The number of chronically hungry people in the world increased from 804 million in 2016 to nearly 821 million in 2017. Climate uncertainty and extreme weather are among the main causes behind this surge, according to the Food and Agriculture Organization (FAO). Droughts, storms and floods have led to more regional food crises, with areas depending on rainfed agriculture hit hardest.

Our latest briefing shows we can fight global hunger and cool the climate with agroecology.

As governments and international institutions search for answers from the agrifood system to the many challenges posed by climate change, these institutions, including the FAO, increasingly refer to ‘climate smart agriculture’. The definition of ‘climate smart agriculture’ is intentionally vague, and allows corporations to greenwash and validate industrial agriculture, without having to alter production models and the power structures behind big agribusiness.

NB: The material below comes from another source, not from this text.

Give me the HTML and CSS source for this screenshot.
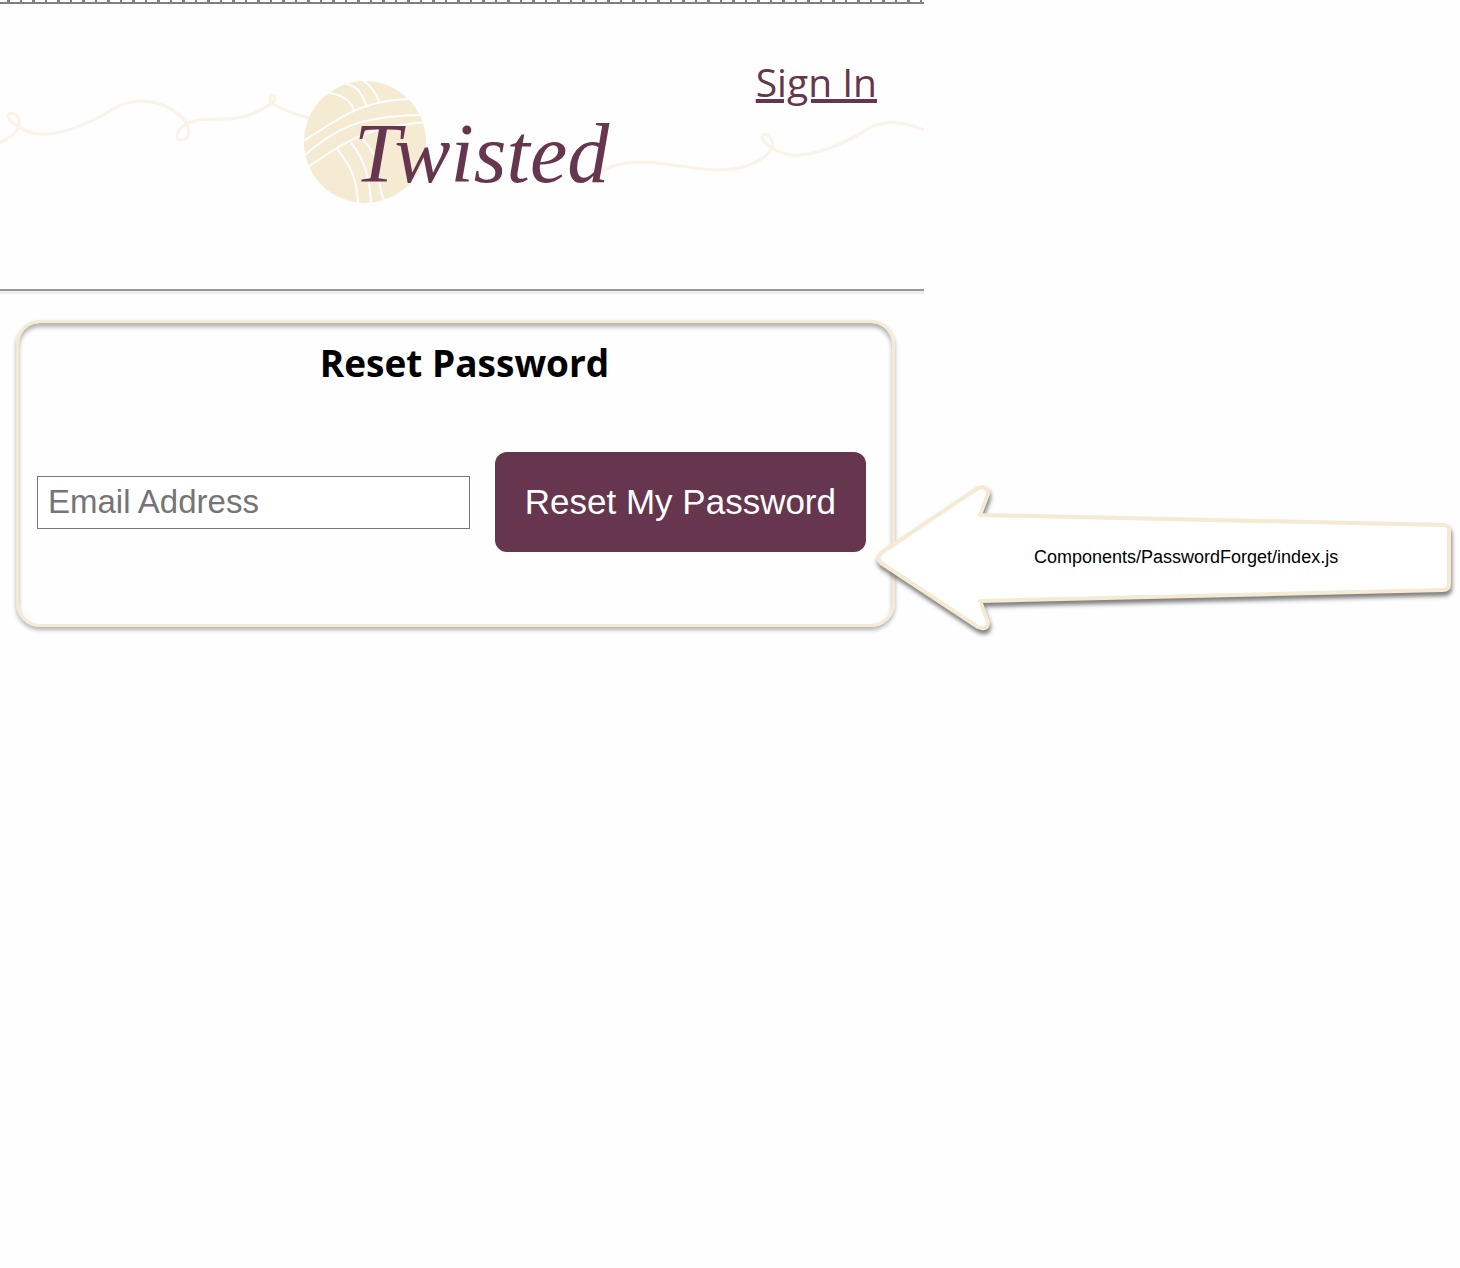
FILE: index.html
```html
<!DOCTYPE html>
<html lang="en">
<head>
<meta charset="utf-8">
<meta name="viewport" content="width=device-width, initial-scale=1">
<title>Twisted – Reset Password</title>
<link rel="stylesheet" href="styles.css">
</head>
<body>
<div class="layout">
  <div class="app">
    <div class="ruler"></div>
    <header class="header">
      <svg class="brand" viewBox="0 4 924 285" role="img" aria-label="Twisted">
        <g class="yarn">
          <path d="M-2 143C7 140 18 133 19 124C19 116 15 113 11 113C7 114 8 119 12 122C20 129 30 134 43 134C63 134 86 124 101 116C117 107 125 101 141 101C162 101 180 112 187 124C191 133 188 140 181 140C175 139 176 133 181 128C191 118 209 119 224 119C244 119 261 111 272 103C276 100 276 95 272 95C269 96 269 101 273 104C283 110 300 117 314 118"/>
          <path d="M592 177C602 172 608 163 642 162C667 162 694 170 720 170C744 170 766 160 773 147C773 140 769 134 764 134C760 136 763 141 770 147C779 153 789 156 801 155C835 151 858 134 873 126C888 120 907 122 926 131"/>
        </g>
        <circle class="ball" cx="365" cy="142" r="61"/>
        <g class="strands">
          <path d="M303 141C340 119 358 100 412 99"/>
          <path d="M305 155C336 129 357 116 421 115"/>
          <path d="M308 167C346 141 370 125 430 122"/>
          <path d="M329 93C343 95 351 101 354 110M347 84C358 87 362 94 366 105M360 79C370 83 375 93 379 101"/>
          <path d="M337 149C352 166 357 182 358 203M351 143C366 161 370 181 371 204M363 140C386 162 374 184 385 202"/>
        </g>
        <text class="wordmark" x="354" y="182">Twisted</text>
      </svg>
      <nav class="nav"><a href="#signin">Sign In</a></nav>
    </header>
    <main class="panel">
      <h1 class="title">Reset Password</h1>
      <form class="form">
        <input class="field" type="email" name="email" placeholder="Email Address" aria-label="Email Address">
        <button class="submit" type="submit">Reset My Password</button>
      </form>
    </main>
  </div>
  <aside class="note">
    <svg class="arrow" viewBox="872 480 588 160">
      <path class="arrow-shape" d="M881 553L978 488Q988 485 988 494L980 515L1443 525Q1449 525 1449 531V584Q1449 590 1443 590L980 601L988 622Q988 631 978 627L881 563Q876 558 881 553Z"/>
      <text class="arrow-label" x="1034" y="563">Components/PasswordForget/index.js</text>
    </svg>
  </aside>
</div>
</body>
</html>
```
FILE: styles.css
```css
* { box-sizing: border-box; }

body {
  margin: 0;
  background: #fefefe;
  color: #000;
  font-family: "Open Sans", "Noto Sans", sans-serif;
}

.layout {
  display: grid;
  grid-template-columns: minmax(0, 924fr) minmax(0, 536fr);
}

.ruler {
  height: 4px;
  border-bottom: 2px solid #808080;
  background: repeating-linear-gradient(90deg,
    transparent 0 7px, #808080 7px 10px,
    transparent 10px 20px, #808080 20px 22px,
    transparent 22px 25px);
}

.header {
  display: grid;
  border-bottom: 2px solid #999;
  box-shadow: 0 3px 0 #eee;
}

.brand, .nav { grid-area: 1 / 1; }

.brand {
  display: block;
  width: 100%;
  overflow: hidden;
}

.yarn, .strands { fill: none; stroke-linecap: round; }
.yarn { stroke: #faf3e6; stroke-width: 3; }
.ball { fill: #f5ead2; }
.strands { stroke: #fefefe; stroke-width: 2; }

.wordmark {
  fill: #66354e;
  font: italic 84px "Liberation Serif", serif;
}

.nav {
  justify-self: end;
  align-self: start;
  padding: 50px 47px 0 0;
  font-size: 39px;
  line-height: 56px;
}

.nav a {
  color: #66354e;
  text-decoration-thickness: 4px;
  text-underline-offset: 2px;
}

.panel {
  margin: 29px 29px 0 16px;
  padding: 12px 26px 72px 18px;
  border: 3px solid #f5ead2;
  border-radius: 24px;
  box-shadow: 0 3px 4px rgba(0, 0, 0, .3), inset 0 4px 4px rgba(0, 0, 0, .3);
}

.title {
  margin: 0 0 61px;
  padding-left: 26px;
  font-size: 37px;
  line-height: 56px;
  text-align: center;
}

.form {
  display: flex;
  align-items: center;
  gap: 25px;
}

.field {
  flex: 1;
  min-width: 0;
  height: 53px;
  padding: 0 10px;
  border: 1px solid #767676;
  background: #fff;
  font: 33px "Liberation Sans", Arial, sans-serif;
}

.field::placeholder { color: #757575; }

.submit {
  height: 100px;
  padding: 0 30px;
  border: 0;
  border-radius: 12px;
  background: #66354e;
  color: #fff;
  font: 35px "Liberation Sans", Arial, sans-serif;
}

.note {
  position: relative;
  padding-top: 480px;
}

.arrow {
  display: block;
  width: calc(100% + 52px);
  margin-left: -52px;
}

.arrow-shape {
  fill: #fff;
  stroke: #f5ead2;
  stroke-width: 4;
  stroke-linejoin: round;
  filter: drop-shadow(1px 4px 2px rgba(0, 0, 0, .5));
}

.arrow-label { font: 18px "Liberation Sans", Arial, sans-serif; }
```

Instead, the FAO should listen to those within the organization who advocate scaling-up agroecology.

Friends of the Earth International and our allies are calling for a transformation in agriculture and food production and consumption based on food sovereignty, agroecology and the relocalization of food systems. To do this we need to take bold and decisive action.

Real climate solutions are already out there in peasant and small-scale farmers’ fields, but they need to be protected, promoted and enhanced. We need governments to implement public policies and investments that support agroecological production controlled by small-scale producers.